Added in version 1.1.0.

Parameters:: verbose (bool)

Methods

`build_cat`(features[, dim_names_override])	Build the `df_cat` metadata frame for `features` (corpus-free).
`build_scales`(df_seq, dict_num, features[, ...])	Build `df_scales` by context-free per-amino acid (AA) averaging of the corpus.
`encode`(df_seq, df_annot, features[, ...])	Encode `df_annot` into a `[0, 1]`-normalized per-residue `dict_num`.
`fetch_uniprot`(df_seq[, features, evidence, ...])	Fetch UniProt features for every entry and map to `df_annot`.
`ingest`(df_user)	Ingest a user / predictor annotation table into `df_annot`.
`register_feature`(key[, subcategory, ...])	Register (or override) an open-vocabulary Functional-sites key.
`to_df_seq`(df_seq, df_annot, feature_type[, ...])	Project annotations onto `df_seq` for AAWindowSampler negative sampling.

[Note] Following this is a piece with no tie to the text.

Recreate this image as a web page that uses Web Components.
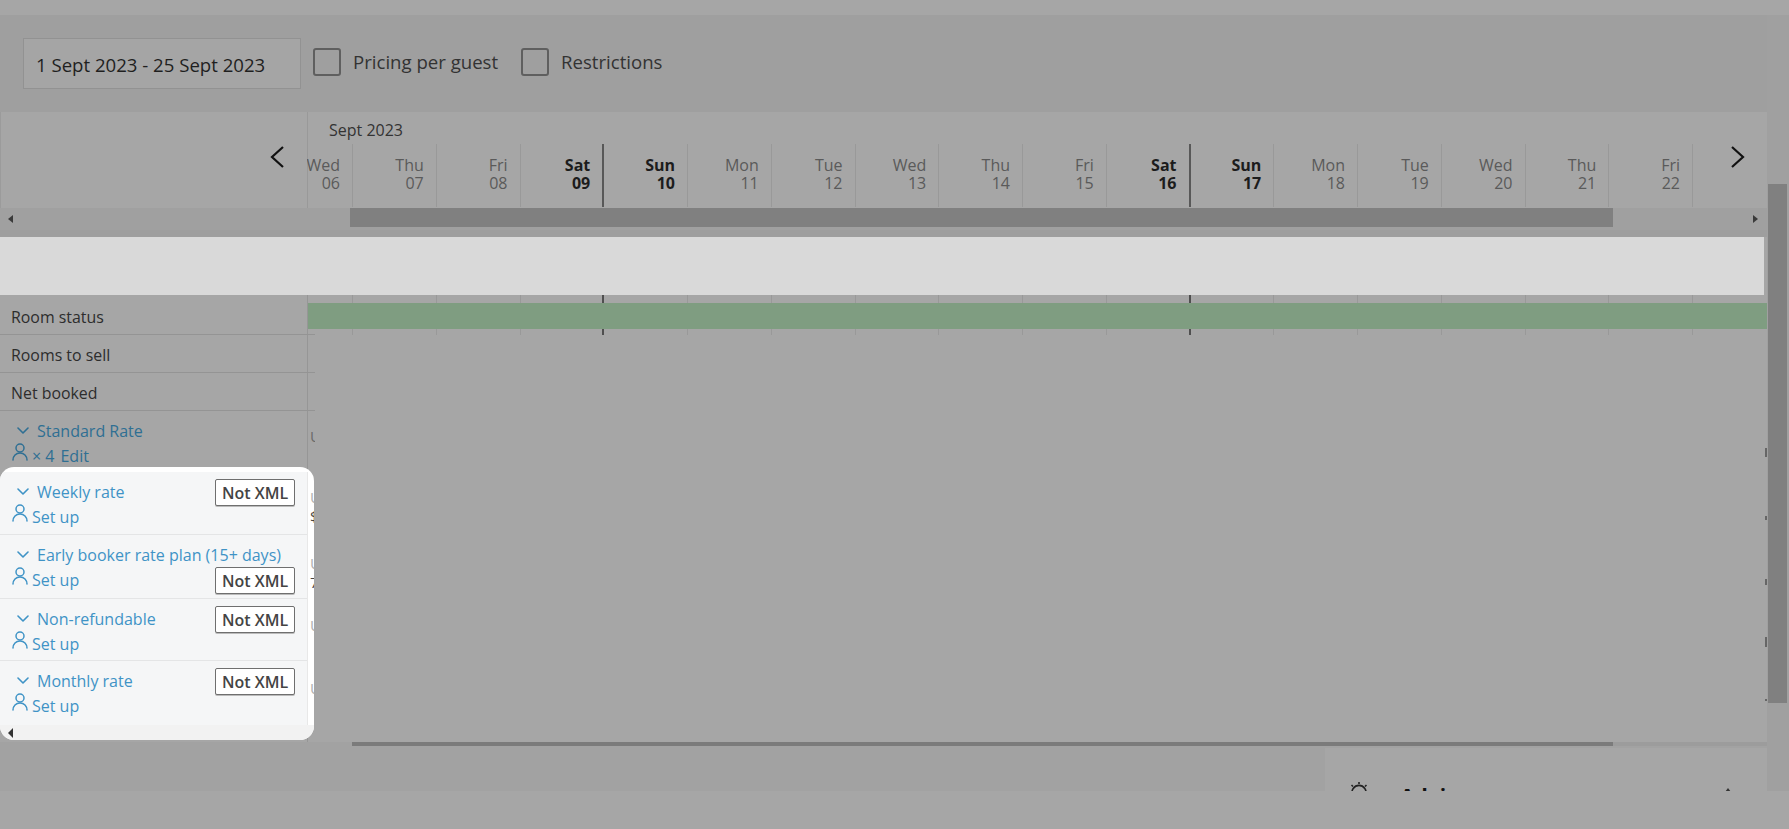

__init__(verbose=True)[source]

Parameters:: verbose (bool, default=True) – If True, verbose outputs are enabled.

Notes

This is the annotation-side member of the per-residue dict_num family, alongside EmbeddingPreprocessor (protein language model (PLM) embeddings) and StructurePreprocessor (PDB / Define Secondary Structure of Proteins (DSSP) / AlphaFold). All three emit [0, 1]-normalized tensors that NumericalFeature.get_parts() slices into the per-part inputs of CPP.run_num(), and that stack along the D axis via aaanalysis.combine_dict_nums(). The accompanying (df_scales, df_cat) pair names the D dimensions.
df_annot is the canonical per-residue schema with columns protein_id, start, end, aa, feature_type, category, source, evidence, score, bond_id (positions are 1-based, UniProt-canonical frame).
Encoder values are normalized to [0, 1]; non-annotated in-coverage residues are 0.0; NaN marks genuinely unresolved positions.
Bond features (disulfide / cross-link) expand to two single-residue endpoints sharing a bond_id; cleavage P1 anchors come from SIGNAL / PROPEP / TRANSIT span ends, not from the SITE grab-bag.
Two methods have no StructurePreprocessor analog by design, not oversight: register_feature() is the surface of the open 'Functional sites' vocabulary (structure’s registry is closed), and to_df_seq() exports a seq-mode window-split because here an annotation is the window label (a structure feature never is).

See also

StructurePreprocessor: the structure-side analog (PDB / DSSP / AlphaFold).
EmbeddingPreprocessor: the PLM-embedding analog.
aaanalysis.combine_dict_nums(): stitch multiple dict_nums.
CPP.run_num(): the downstream consumer.

Examples

encode maps each annotation in df_annot onto the target df_seq[sequence] and returns a [0, 1]-normalized per-residue dict_num ({entry: (L, D)}) for CPP.run_num — one dimension per feature_type. The expected residue identity (aa) is checked at every position (on_mismatch='raise' by default, the off-by-isoform guard); annotated residues carry their score, in-coverage non-annotated residues are 0.0.

import warnings
import numpy as np
import pandas as pd
import aaanalysis as aa
import aaanalysis.utils as ut
aa.options['verbose'] = False
warnings.filterwarnings('ignore')

ap = aa.AnnotationPreprocessor(verbose=False)
df_seq = pd.DataFrame({'entry': ['AF_TINY'],
                       'sequence': ['ACDEFGHIKLMNPQRSTVWYACDEFGHIKL']})
# A small user/predictor table -> Functional sites (open vocabulary).
df_user = pd.DataFrame({ut.COL_PROTEIN_ID: ['AF_TINY', 'AF_TINY'],
                        ut.COL_START: [3, 16],
                        ut.COL_FEATURE_TYPE: ['hotspot', 'hotspot'],
                        ut.COL_SCORE: [0.92, 0.40]})
df_annot = ap.ingest(df_user)

dict_num = ap.encode(df_seq=df_seq, df_annot=df_annot,
                     features=['hotspot'])
arr = dict_num['AF_TINY']
print('shape (L, D):', arr.shape)
print('annotated positions (1-based):',
      list(np.where(arr[:, 0] > 0)[0] + 1))

shape (L, D): (30, 1)
annotated positions (1-based): [np.int64(3), np.int64(16)]

Stack the result with structure / embedding dict_nums via aa.combine_dict_nums, slice with NumericalFeature.get_parts, then run CPP.run_num.